::: Input records :::
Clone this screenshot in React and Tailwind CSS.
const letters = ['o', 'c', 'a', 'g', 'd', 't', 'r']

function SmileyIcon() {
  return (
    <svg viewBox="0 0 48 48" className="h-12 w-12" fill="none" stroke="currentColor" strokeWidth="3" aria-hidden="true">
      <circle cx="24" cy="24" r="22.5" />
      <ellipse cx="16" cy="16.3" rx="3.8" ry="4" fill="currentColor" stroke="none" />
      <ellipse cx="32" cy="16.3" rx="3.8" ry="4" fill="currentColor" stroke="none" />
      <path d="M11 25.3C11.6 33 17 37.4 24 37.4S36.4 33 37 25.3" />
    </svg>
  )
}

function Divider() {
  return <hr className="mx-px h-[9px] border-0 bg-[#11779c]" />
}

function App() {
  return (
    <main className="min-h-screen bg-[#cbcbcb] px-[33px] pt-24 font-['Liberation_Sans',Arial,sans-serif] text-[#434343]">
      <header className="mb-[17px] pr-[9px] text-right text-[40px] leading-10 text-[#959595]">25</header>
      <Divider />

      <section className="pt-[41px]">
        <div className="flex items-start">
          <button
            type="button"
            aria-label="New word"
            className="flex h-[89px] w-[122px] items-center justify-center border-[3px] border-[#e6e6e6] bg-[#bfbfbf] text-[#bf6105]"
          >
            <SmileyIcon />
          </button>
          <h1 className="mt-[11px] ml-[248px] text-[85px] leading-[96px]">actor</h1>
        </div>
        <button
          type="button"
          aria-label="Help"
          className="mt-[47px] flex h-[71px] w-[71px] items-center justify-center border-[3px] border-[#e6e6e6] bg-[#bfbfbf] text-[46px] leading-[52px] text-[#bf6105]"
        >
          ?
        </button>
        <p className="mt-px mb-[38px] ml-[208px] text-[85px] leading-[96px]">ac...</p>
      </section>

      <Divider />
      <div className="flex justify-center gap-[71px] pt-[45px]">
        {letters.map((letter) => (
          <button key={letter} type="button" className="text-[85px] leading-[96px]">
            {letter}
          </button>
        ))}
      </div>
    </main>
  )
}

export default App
:::
::: Input records :::
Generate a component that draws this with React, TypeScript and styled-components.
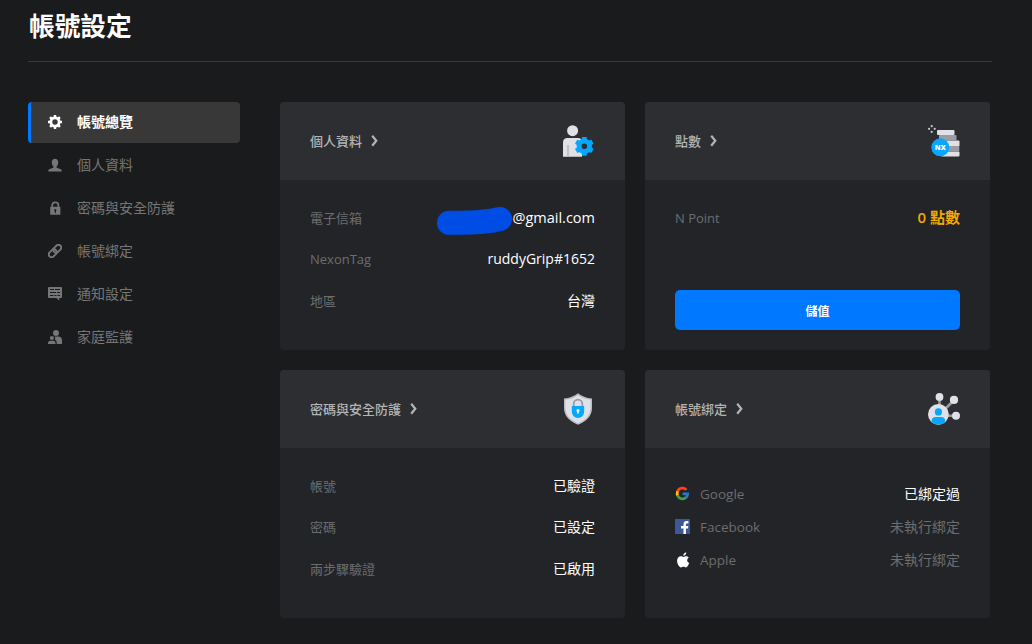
:::
::: Input records :::
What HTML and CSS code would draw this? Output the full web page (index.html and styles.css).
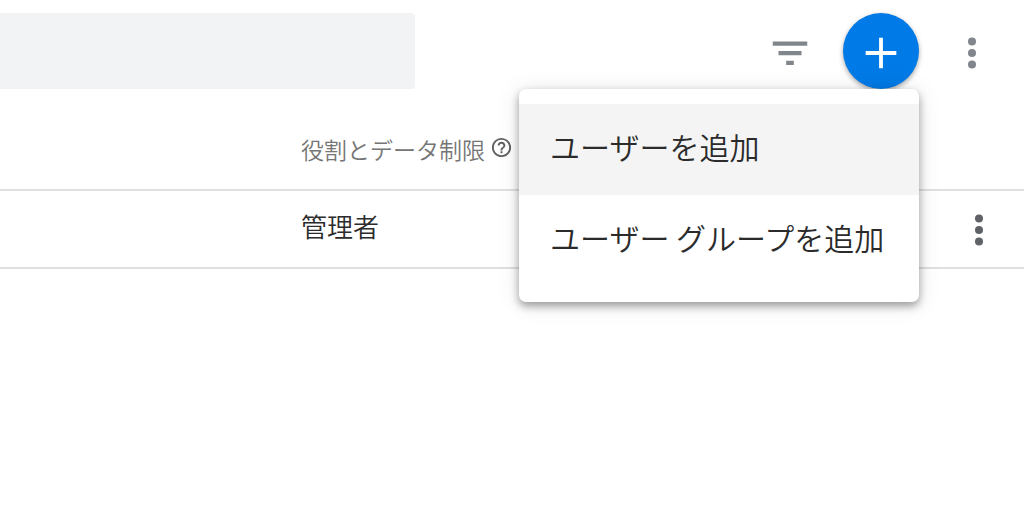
:::
### Problem details
Will you return exactly the lines above from the one with "Clone this screenshot" down to the one with "const letters = ['o', 'c', 'a', 'g', 'd', 't', 'r']", counting both as part of the range?

### Answer to the problem
Clone this screenshot in React and Tailwind CSS.
const letters = ['o', 'c', 'a', 'g', 'd', 't', 'r']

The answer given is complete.